(SET EXERCISE) Copy out each line that mentions the word "index".

** start RECORDS FOR THIS TASK **

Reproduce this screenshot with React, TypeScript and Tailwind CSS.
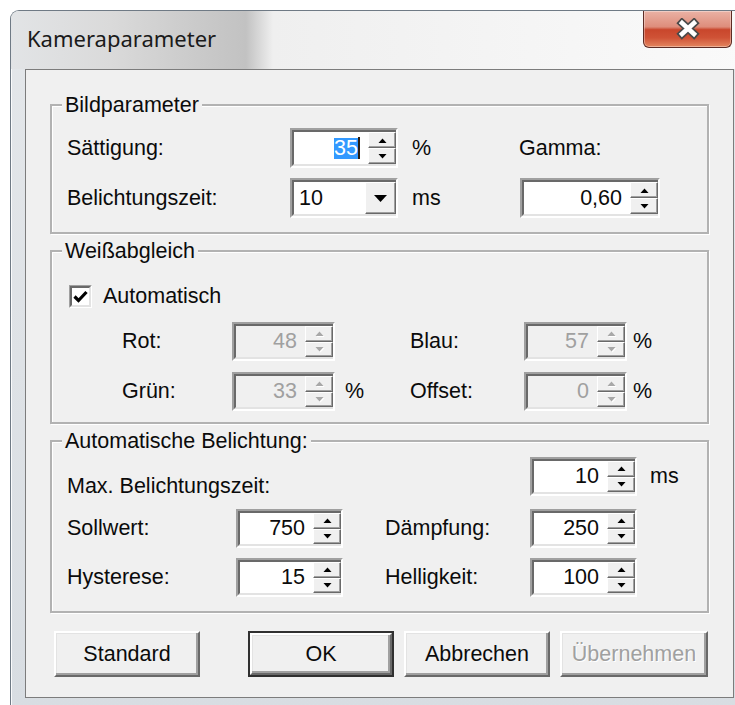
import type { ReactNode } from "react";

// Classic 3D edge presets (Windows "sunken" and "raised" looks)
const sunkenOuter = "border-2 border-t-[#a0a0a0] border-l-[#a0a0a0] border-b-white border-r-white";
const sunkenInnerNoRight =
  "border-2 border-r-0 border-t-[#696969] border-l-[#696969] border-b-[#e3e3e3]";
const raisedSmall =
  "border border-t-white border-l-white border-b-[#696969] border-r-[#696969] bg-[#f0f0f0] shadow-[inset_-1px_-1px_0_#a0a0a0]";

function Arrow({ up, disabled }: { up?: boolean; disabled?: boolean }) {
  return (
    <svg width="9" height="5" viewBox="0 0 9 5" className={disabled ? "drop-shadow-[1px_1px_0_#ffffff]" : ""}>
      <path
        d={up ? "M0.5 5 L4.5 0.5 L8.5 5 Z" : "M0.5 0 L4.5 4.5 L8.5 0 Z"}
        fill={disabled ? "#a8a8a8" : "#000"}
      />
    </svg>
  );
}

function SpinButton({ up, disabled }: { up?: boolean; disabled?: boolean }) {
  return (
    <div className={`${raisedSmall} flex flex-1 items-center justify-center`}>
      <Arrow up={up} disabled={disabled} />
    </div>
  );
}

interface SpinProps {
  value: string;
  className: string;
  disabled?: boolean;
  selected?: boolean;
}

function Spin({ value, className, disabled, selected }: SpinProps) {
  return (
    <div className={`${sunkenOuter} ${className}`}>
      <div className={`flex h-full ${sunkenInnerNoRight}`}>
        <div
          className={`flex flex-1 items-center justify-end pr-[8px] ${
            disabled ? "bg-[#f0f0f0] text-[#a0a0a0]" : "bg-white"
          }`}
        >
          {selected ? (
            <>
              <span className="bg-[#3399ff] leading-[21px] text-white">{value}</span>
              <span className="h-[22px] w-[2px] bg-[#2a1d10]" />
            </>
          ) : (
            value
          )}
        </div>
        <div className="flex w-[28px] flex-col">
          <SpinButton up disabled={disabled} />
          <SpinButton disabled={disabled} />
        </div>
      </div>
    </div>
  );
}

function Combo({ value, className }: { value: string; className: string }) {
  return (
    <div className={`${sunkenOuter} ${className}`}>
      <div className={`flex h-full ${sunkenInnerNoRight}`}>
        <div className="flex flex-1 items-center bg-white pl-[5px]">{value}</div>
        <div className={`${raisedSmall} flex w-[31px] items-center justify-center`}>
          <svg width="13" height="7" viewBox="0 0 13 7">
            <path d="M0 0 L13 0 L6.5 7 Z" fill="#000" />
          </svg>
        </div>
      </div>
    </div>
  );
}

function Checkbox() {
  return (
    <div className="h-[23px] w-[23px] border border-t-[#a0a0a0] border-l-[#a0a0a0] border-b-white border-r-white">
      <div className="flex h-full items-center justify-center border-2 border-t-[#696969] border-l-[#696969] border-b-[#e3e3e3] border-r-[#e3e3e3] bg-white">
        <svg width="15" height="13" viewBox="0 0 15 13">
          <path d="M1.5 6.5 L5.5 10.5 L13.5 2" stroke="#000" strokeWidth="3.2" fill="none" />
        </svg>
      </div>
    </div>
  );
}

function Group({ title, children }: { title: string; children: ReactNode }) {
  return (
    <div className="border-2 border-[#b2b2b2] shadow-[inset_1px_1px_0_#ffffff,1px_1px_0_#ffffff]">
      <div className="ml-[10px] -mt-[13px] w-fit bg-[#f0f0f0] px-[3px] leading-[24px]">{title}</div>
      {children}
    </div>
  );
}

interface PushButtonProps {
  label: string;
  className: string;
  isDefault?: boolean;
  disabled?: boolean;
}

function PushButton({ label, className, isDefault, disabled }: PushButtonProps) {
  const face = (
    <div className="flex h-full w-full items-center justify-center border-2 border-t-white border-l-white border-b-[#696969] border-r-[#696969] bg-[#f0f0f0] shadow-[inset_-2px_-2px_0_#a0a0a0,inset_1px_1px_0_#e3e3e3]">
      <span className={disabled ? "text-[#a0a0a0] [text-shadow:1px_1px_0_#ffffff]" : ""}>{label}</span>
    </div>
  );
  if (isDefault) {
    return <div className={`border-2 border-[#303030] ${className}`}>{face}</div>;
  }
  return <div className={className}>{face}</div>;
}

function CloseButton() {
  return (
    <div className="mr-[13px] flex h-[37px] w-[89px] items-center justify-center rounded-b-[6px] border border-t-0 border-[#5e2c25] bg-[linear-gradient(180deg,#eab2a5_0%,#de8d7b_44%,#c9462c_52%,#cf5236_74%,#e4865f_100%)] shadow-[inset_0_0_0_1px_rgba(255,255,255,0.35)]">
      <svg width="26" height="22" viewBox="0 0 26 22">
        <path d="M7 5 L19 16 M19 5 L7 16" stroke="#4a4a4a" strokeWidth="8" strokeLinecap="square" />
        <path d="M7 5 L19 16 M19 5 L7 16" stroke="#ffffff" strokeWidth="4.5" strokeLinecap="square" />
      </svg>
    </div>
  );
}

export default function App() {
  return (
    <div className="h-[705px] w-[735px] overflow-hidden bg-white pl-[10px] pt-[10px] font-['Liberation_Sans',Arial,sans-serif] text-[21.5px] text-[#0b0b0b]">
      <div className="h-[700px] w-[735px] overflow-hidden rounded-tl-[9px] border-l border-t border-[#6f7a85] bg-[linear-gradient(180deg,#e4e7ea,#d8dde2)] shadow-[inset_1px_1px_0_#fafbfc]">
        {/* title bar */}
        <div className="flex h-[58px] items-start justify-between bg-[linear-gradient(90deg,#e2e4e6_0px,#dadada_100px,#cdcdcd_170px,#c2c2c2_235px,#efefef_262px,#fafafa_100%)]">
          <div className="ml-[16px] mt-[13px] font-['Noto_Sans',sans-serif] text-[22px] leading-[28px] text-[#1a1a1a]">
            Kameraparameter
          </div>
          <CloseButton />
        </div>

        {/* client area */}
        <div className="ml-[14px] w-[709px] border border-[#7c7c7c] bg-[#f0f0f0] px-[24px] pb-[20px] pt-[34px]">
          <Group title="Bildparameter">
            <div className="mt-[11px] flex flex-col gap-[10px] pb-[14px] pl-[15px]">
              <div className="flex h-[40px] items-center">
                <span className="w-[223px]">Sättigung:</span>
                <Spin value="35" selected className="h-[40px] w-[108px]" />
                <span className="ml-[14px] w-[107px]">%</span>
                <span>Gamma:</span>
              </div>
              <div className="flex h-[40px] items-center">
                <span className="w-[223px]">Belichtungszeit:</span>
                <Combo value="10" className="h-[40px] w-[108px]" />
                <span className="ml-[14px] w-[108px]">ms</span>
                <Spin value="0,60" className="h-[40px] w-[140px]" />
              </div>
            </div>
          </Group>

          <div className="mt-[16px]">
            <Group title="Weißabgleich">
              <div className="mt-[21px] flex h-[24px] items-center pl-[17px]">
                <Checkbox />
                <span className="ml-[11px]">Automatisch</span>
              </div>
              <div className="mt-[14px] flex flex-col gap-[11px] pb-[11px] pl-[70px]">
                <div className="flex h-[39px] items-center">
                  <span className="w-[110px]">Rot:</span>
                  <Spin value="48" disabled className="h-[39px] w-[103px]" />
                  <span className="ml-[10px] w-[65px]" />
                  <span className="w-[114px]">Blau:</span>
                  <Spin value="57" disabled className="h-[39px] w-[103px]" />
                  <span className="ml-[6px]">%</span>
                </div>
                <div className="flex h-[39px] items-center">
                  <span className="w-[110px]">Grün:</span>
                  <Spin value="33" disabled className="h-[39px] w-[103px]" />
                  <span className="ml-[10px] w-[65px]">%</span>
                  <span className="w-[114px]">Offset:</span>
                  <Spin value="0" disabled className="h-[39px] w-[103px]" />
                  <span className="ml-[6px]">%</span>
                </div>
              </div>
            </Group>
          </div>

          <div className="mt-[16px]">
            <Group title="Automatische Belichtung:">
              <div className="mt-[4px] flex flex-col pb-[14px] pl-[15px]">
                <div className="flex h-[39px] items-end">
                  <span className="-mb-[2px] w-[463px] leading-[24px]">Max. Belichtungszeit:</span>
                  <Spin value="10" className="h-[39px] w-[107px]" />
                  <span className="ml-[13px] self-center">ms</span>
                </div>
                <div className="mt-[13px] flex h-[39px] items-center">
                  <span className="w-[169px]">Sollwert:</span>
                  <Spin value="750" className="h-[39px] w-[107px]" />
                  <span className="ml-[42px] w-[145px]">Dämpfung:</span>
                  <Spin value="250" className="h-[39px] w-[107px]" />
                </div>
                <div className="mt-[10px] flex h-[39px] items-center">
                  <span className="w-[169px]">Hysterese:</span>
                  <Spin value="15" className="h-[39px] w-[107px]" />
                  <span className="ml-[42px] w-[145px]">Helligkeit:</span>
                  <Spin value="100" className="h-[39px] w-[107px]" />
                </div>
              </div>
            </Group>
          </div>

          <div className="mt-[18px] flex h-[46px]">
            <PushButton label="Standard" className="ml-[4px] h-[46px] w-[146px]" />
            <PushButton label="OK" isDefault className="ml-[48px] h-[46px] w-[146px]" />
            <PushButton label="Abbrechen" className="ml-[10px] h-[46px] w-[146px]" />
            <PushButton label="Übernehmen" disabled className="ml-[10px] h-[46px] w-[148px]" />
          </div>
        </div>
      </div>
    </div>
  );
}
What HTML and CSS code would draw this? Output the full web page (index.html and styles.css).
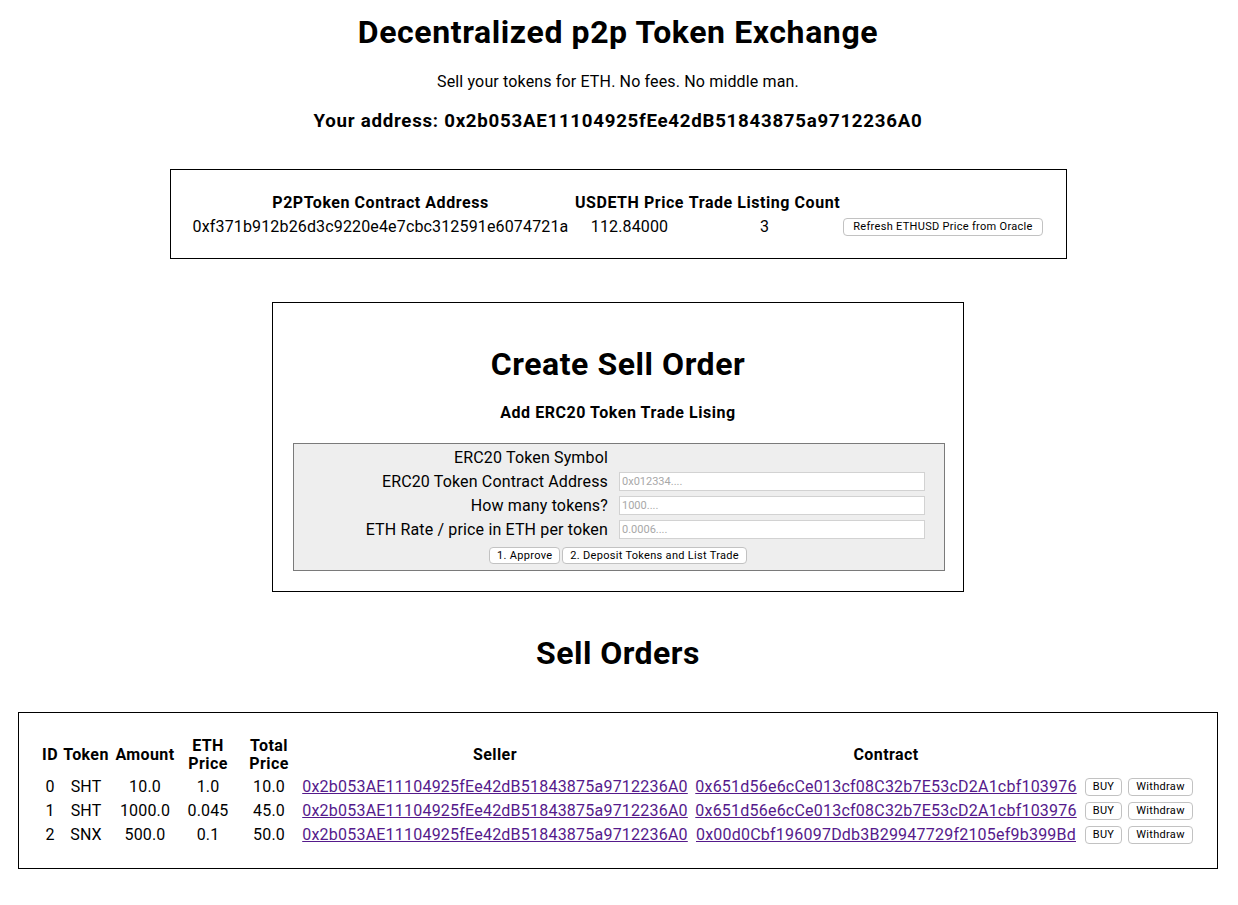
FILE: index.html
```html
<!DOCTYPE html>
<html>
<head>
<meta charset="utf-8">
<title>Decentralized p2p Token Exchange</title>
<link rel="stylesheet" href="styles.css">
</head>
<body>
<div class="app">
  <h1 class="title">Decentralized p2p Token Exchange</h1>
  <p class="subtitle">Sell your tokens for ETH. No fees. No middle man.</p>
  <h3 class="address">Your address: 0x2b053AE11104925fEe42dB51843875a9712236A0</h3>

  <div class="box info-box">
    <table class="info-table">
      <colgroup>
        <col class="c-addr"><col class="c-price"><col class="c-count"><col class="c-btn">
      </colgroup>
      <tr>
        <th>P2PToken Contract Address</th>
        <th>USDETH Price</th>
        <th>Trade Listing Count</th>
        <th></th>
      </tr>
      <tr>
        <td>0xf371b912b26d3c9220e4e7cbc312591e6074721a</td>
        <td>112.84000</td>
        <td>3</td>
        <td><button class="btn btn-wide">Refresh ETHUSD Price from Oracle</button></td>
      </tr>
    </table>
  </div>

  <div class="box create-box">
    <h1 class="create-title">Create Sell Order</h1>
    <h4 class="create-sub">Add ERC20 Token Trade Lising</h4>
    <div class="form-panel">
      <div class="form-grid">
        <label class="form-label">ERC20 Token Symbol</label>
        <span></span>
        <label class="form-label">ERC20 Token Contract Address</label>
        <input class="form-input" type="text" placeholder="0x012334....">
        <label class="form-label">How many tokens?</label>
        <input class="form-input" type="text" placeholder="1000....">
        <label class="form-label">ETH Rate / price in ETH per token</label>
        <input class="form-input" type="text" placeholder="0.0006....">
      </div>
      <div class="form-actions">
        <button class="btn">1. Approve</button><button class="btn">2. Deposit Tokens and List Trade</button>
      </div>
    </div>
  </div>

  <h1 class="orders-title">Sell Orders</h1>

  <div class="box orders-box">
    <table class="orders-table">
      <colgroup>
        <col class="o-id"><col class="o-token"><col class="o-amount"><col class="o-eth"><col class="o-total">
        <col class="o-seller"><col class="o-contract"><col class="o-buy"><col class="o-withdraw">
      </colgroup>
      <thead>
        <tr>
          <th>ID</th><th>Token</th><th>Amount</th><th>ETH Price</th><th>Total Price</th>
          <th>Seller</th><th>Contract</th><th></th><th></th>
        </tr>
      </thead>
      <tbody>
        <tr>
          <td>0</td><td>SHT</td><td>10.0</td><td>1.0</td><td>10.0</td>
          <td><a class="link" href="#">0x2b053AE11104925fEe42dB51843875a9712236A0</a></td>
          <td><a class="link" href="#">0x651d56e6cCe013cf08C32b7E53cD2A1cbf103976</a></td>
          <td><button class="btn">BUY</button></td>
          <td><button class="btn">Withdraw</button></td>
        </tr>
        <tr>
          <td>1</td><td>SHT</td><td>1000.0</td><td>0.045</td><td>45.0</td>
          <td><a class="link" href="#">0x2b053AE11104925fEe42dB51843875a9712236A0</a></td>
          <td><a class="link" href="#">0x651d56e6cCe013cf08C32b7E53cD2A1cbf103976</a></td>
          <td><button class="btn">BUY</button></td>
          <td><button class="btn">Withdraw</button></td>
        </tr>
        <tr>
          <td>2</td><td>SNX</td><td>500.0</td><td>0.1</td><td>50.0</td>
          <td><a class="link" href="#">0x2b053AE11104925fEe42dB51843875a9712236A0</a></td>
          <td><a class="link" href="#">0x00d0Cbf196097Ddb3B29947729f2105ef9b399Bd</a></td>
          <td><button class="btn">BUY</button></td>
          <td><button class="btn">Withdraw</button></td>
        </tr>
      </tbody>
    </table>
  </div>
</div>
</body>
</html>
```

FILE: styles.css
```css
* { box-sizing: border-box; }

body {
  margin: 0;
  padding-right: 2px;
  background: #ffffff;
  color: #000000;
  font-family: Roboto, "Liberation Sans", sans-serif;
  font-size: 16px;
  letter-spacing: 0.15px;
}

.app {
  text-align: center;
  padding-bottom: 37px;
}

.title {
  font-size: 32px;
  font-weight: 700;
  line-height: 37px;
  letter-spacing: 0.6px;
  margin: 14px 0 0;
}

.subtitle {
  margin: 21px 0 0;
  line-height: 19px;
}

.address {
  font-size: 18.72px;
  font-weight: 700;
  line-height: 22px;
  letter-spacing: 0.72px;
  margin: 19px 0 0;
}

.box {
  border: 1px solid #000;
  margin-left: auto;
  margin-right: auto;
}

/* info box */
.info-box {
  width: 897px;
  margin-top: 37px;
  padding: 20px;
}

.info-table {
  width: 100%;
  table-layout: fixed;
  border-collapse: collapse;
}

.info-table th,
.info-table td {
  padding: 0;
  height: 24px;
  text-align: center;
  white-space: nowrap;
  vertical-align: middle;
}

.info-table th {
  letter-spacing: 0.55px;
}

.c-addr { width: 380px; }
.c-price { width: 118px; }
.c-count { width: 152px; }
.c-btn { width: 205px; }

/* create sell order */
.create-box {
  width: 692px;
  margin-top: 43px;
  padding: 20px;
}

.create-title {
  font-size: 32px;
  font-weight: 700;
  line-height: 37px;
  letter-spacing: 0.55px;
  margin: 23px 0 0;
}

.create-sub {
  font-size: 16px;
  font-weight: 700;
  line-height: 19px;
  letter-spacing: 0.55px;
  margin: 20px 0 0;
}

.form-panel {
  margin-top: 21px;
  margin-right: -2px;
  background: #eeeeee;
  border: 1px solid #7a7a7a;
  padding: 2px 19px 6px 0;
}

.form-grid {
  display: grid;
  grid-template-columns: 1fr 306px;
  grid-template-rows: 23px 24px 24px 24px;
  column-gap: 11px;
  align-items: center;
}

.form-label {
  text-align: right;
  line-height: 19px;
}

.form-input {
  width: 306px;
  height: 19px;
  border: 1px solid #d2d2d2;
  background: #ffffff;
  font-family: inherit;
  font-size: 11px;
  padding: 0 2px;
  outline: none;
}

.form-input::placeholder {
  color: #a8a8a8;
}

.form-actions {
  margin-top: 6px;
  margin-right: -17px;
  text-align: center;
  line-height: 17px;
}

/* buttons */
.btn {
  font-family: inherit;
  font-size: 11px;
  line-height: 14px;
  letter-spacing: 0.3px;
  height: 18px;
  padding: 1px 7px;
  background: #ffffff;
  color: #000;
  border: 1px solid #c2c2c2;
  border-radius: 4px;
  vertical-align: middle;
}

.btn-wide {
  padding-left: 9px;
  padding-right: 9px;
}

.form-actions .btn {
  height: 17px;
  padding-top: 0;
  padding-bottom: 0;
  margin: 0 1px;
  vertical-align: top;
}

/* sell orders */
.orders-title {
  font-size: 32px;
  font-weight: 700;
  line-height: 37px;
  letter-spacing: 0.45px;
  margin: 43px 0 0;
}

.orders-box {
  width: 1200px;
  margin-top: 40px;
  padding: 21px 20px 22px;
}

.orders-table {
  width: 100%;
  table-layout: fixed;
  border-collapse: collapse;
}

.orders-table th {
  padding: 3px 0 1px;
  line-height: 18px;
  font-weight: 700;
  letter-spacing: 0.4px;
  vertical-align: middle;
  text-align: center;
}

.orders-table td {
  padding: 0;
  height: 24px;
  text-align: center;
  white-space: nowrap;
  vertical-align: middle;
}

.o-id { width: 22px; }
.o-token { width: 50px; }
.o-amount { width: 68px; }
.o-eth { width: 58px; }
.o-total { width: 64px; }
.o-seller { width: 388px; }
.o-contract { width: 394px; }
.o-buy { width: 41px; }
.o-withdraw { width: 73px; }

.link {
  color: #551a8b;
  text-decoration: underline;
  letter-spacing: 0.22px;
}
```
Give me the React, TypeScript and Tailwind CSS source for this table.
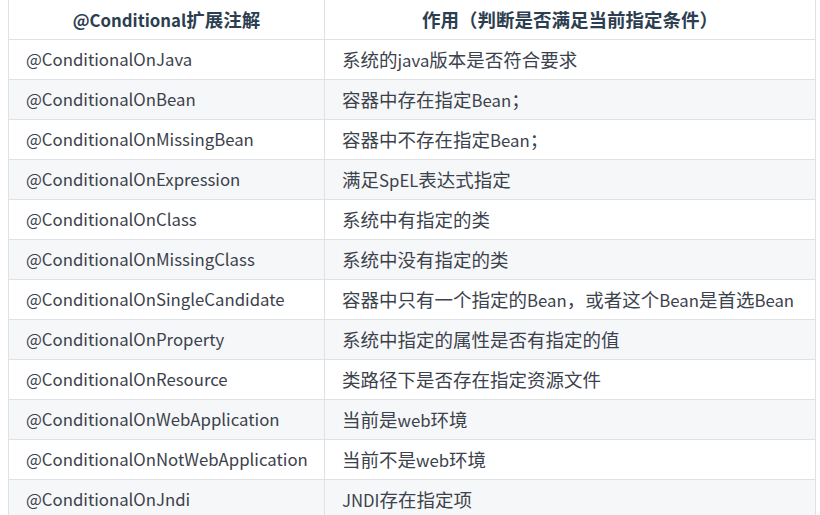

** end RECORDS FOR THIS TASK **

(EXPECTED ANSWER)
What HTML and CSS code would draw this? Output the full web page (index.html and styles.css).
FILE: index.html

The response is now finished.